Keep Plugins Focused
Each plugin should address a single concern. If you find yourself adding unrelated functionality to one plugin, split it into multiple plugins with clearer names. Focused plugins are easier to test, document, and reuse across different projects.
Document Plugin Properties
Add a clear comment above each plugin definition explaining what properties it adds to the context and what types those properties have. This documentation helps other developers understand the context shape without having to read through the plugin implementation.
Type Your Context Extensions
When you return an object from a plugin's extension function, ensure the properties have explicit types. This makes the context predictable and helps TypeScript catch mistakes when handlers access plugin properties.
The example below shows a well-typed plugin with documentation.

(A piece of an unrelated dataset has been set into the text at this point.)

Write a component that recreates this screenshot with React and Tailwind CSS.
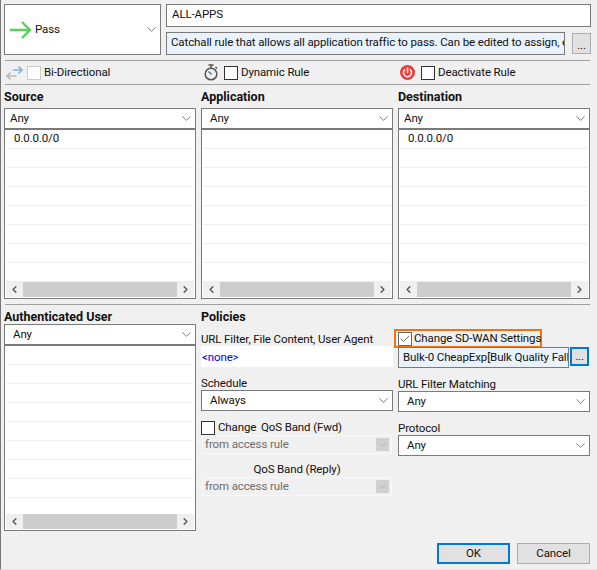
import { ChevronDown, ChevronLeft, ChevronRight, Check } from 'lucide-react';

const Select = ({ value, pad = 'pl-[5px]' }) => (
  <div className={`h-[21px] bg-white border border-[#7a7a7a] flex items-center justify-between pr-[1px] ${pad}`}>
    <span className="pt-px">{value}</span>
    <ChevronDown size={15} strokeWidth={1.1} className="text-[#444]" />
  </div>
);

const DisabledSelect = ({ value }) => (
  <div className="h-[19px] w-[190px] ml-px bg-[#f0f0f0] border border-[#f8f8f8] flex items-center justify-between pl-[2px] pr-[2px] text-[#6d6d6d]">
    <span className="pt-px">{value}</span>
    <span className="w-[13px] h-[13px] bg-[#d0d0d0] flex items-center justify-center">
      <ChevronDown size={13} strokeWidth={1.1} className="text-[#a0a0a0]" />
    </span>
  </div>
);

const Scrollbar = () => (
  <div className="h-[15px] flex items-center bg-[#f0f0f0] shrink-0">
    <span className="w-[17px] flex justify-center"><ChevronLeft size={11} strokeWidth={3} className="text-[#555]" /></span>
    <span className="flex-1 h-[15px] bg-[#cdcdcd]" />
    <span className="w-[17px] flex justify-center"><ChevronRight size={11} strokeWidth={3} className="text-[#555]" /></span>
  </div>
);

const ListBox = ({ rows, text, className }) => (
  <div className={`bg-white border border-[#7a7a7a] px-[1px] pb-[1px] flex flex-col ${className}`}>
    <div className="flex-1 overflow-hidden">
      {Array.from({ length: rows }).map((_, i) => (
        <div key={i} className="h-[19px] border-b border-[#eeeeee] pl-[8px] leading-[17px]">
          {i === 0 ? text : ''}
        </div>
      ))}
    </div>
    <Scrollbar />
  </div>
);

const Heading = ({ children, className = '' }) => (
  <div className={`font-bold text-[12.5px] tracking-normal flex items-end leading-none ${className}`}>{children}</div>
);

const PickerColumn = ({ title, text, pad }) => (
  <div className="w-[192px]">
    <Heading className="h-[23px] pb-[5px]">{title}</Heading>
    <Select value="Any" pad={pad} />
    <ListBox rows={8} text={text} className="h-[170px]" />
  </div>
);

const Checkbox = ({ checked, dim }) => (
  <span className={`w-[14px] h-[14px] border flex items-center justify-center bg-white shrink-0 ${dim ? 'border-[#cccccc]' : checked ? 'border-[#666666]' : 'border-[#333333]'}`}>
    {checked && <Check size={14} strokeWidth={1.5} className="text-[#444]" />}
  </span>
);

const Dots = ({ className }) => (
  <div className={`flex items-end justify-center leading-[16px] bg-[#e1e1e1] ${className}`}>...</div>
);

const PassArrow = () => (
  <svg width="22" height="20" viewBox="0 0 22 20" fill="none" stroke="#5ad05a" strokeWidth="2.4">
    <path d="M0 10h20M12 2l8 8-8 8" />
  </svg>
);

const BiDirIcon = () => (
  <svg width="17" height="14" viewBox="0 0 17 14" fill="none" strokeWidth="1.6">
    <path d="M16 4H7M12.5 .7L16 4l-3.5 3.3" stroke="#7db4e6" />
    <path d="M1 10h9.5M4.5 6.7L1 10l3.5 3.3" stroke="#b9b9b9" />
  </svg>
);

const TimerIcon = () => (
  <svg width="14" height="17" viewBox="0 0 14 17" fill="none" stroke="#555" strokeWidth="1.5">
    <circle cx="7" cy="10" r="5.8" />
    <path d="M4.5 1h5M7 1v3M11.5 3l1.5 1.5" />
    <path d="M4.5 7.5L7.5 10.5" stroke="#3a78b5" />
  </svg>
);

const PowerIcon = () => (
  <svg width="15" height="15" viewBox="0 0 15 15" fill="none">
    <circle cx="7.5" cy="7.5" r="7.5" fill="#ee3b3b" />
    <path d="M4.7 4.8a4 4 0 1 0 5.6 0" stroke="#fff" strokeWidth="1.5" strokeLinecap="round" />
    <path d="M7.5 3v4.5" stroke="#fff" strokeWidth="1.5" strokeLinecap="round" />
  </svg>
);

const Label = ({ children, className = '' }) => (
  <div className={`leading-[14px] ${className}`}>{children}</div>
);

const App = () => (
  <div className="w-[597px] h-[570px] bg-[#f0f0f0] border-l border-l-[#777] border-b border-b-[#e0e0e0] pl-[3px] pt-[4px] text-[11.5px] tracking-[-0.12px] text-[#111] overflow-hidden font-['Roboto','Liberation_Sans',sans-serif]">
    <div className="flex gap-[5px]">
      <div className="w-[157px] h-[51px] bg-white border border-[#7a7a7a] flex items-center pl-[5px] pr-[1px]">
        <PassArrow />
        <span className="ml-[3px] flex-1">Pass</span>
        <ChevronDown size={15} strokeWidth={1.1} className="text-[#444]" />
      </div>
      <div className="flex-1 flex flex-col gap-[5px]">
        <div className="w-[425px] h-[23px] bg-white border border-[#7a7a7a] pl-[5px] leading-[18px]">ALL-APPS</div>
        <div className="flex">
          <div className="w-[399px] h-[23px] bg-[#eaf3fd] border border-[#7a7a7a] pl-[4px] leading-[19px] overflow-hidden whitespace-nowrap">
            Catchall rule that allows all application traffic to pass. Can be edited to assign, e.g.
          </div>
          <Dots className="w-[19px] h-[21px] ml-[7px] mt-px border border-[#adadad]" />
        </div>
      </div>
    </div>

    <div className="ml-px w-[585px] h-[25px] mt-[5px] border-y border-[#a0a0a0] flex items-center">
      <div className="w-[198px] flex items-center pl-px">
        <BiDirIcon />
        <span className="ml-[4px]"><Checkbox dim /></span>
        <span className="ml-[3px]">Bi-Directional</span>
      </div>
      <div className="w-[197px] flex items-center pl-px">
        <TimerIcon />
        <span className="ml-[6px]"><Checkbox /></span>
        <span className="ml-[3px]">Dynamic Rule</span>
      </div>
      <div className="flex items-center">
        <PowerIcon />
        <span className="ml-[6px]"><Checkbox /></span>
        <span className="ml-[3px]">Deactivate Rule</span>
      </div>
    </div>

    <div className="flex gap-[5px]">
      <PickerColumn title="Source" text="0.0.0.0/0" />
      <PickerColumn title="Application" pad="pl-[8px]" />
      <PickerColumn title="Destination" text="0.0.0.0/0" />
    </div>

    <div className="ml-px w-[585px] mt-[5px] border-t border-[#a0a0a0]" />

    <div className="flex gap-[5px]">
      <div className="w-[192px]">
        <Heading className="h-[19px] pb-px">Authenticated User</Heading>
        <Select value="Any" pad="pl-[8px]" />
        <ListBox rows={9} className="h-[186px]" />
      </div>

      <div className="w-[192px]">
        <Heading className="h-[19px] pb-px">Policies</Heading>
        <Label className="mt-[8px]">URL Filter, File Content, User Agent</Label>
        <div className="h-[21px] bg-white pl-[1px] leading-[23px] text-[#0000e0]">&lt;none&gt;</div>
        <Label className="mt-[9px]">Schedule</Label>
        <Select value="Always" pad="pl-[8px]" />
        <div className="flex items-center mt-[9px] h-[15px]">
          <Checkbox />
          <span className="ml-[3px]">Change <span className="ml-[2px]">QoS Band (Fwd)</span></span>
        </div>
        <DisabledSelect value="from access rule" />
        <Label className="mt-[8px] text-center">QoS Band (Reply)</Label>
        <div className="mt-[1px]"><DisabledSelect value="from access rule" /></div>
      </div>

      <div className="w-[192px]">
        <div className="h-[19px]" />
        <div className="-ml-[4px] w-[148px] h-[19px] mt-[5px] border-[2px] border-[#f0730f] flex items-center pl-[2px]">
          <Checkbox checked />
          <span className="ml-[2px] whitespace-nowrap">Change SD-WAN Settings</span>
        </div>
        <div className="flex -mt-px">
          <div className="w-[171px] h-[21px] bg-[#eaf3fd] border border-[#7a7a7a] pl-[4px] leading-[18px] overflow-hidden whitespace-nowrap">Bulk-0 CheapExp[Bulk Quality Fallback]</div>
          <Dots className="w-[19px] h-[19px] ml-[1px] border-[2px] border-[#0078d7]" />
        </div>
        <Label className="mt-[9px]">URL Filter Matching</Label>
        <Select value="Any" pad="pl-[8px]" />
        <Label className="mt-[9px]">Protocol</Label>
        <Select value="Any" pad="pl-[8px]" />
      </div>
    </div>

    <div className="flex justify-end gap-[7px] w-[586px] mt-[12px]">
      <div className="w-[73px] h-[21px] bg-[#e1e1e1] border-[2px] border-[#0078d7] flex items-center justify-center">OK</div>
      <div className="w-[73px] h-[21px] bg-[#e1e1e1] border border-[#adadad] flex items-center justify-center">Cancel</div>
    </div>
  </div>
);

export default App;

import { defineContext, plugin } from '@deessejs/server'
interface AuthContext {
isAuthenticated: boolean
requireAuth: () => void
}
const authPlugin = plugin('auth', (ctx): AuthContext => {
const userId = ctx.headers['x-user-id'] ?? null
return {
isAuthenticated: userId !== null,
requireAuth: () => {
if (userId === null) throw new Error('Unauthorized')
},
}
})Test Plugins in Isolation
Write tests for each plugin separately before combining them in defineContext. This approach makes it straightforward to identify bugs and verify that the plugin behaves correctly with different base contexts.
Name Plugins Consistently
Use descriptive names for your plugins that reflect their purpose. Consistent naming makes it easier to discover and understand plugins when you are reviewing code or adding new ones to your context.